MODELING THE ATTENUATION CHARACTERISTICS OF URBAN VIBRATIONS AND THEIR IMPACT ASSESSMENT ON INFRASTRUCTURES IN AREQUIPA, PERU
Rapid and unplanned urban growth in developing countries can lead to increased urban vibrations, which may have an adverse impact on the urban and archaeological infrastructures. The severity of damage is a function of several site-specific variables (i.e., distance, speed, weight, conditions and type of soil, and age of the building, among others) and hence the numerical prediction equation requires local adjustments based on field measurements.
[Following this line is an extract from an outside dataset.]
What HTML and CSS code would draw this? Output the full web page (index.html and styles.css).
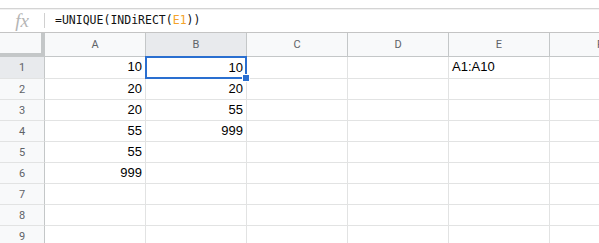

Hence, for the present study, measurements have been performed in densely populated areas of Arequipa, the second economic hub and densely populated (about 1 million inhabitants) city in Peru.
The vibrations were analyzed using DIN 4150-3 standards to evaluate the peak particle velocity (PPV) patterns in the frequency domain. The regression fit models were obtained using the generalized Levenberg-Marquardt inversion approach. The analysis of geometric and material damping coefficients was automated using a neural network for the different sources evaluated.
The results show railway traffic records where the PPV = 18 mm/s with frequencies of 30 to 60 Hz; in vehicular traffic records, the PPV = 40 mm/s with resonance frequencies of 10 and 20 Hz; while for records of the compaction roller, the PPV = 30 mm/s with frequencies of 20 to 60 Hz. Possible structural damage to the buildings was estimated due to the vibrations generated by the compaction roller. A resonance effect was also evident in bridges; in both cases the records exceeded the second limit of Standard DIN 4150-3, while in railway traffic sources, possible structural damage to sensitive material was estimated.
The ground vibration attenuation analysis marked an inverse relationship between the maximum velocities and the distance from the source, which vary depending on the geometric and material damping. In cohesive soils such as concrete slabs, with compact granular material, high porosity and low humidity, the wave propagation speed is greater, reducing the foundations’ stresses and the direct transmission to the structure. While, in silty sandy soils, with lower porosity and higher humidity, the propagation speed decreases, which increases the stress transmitted in the foundations.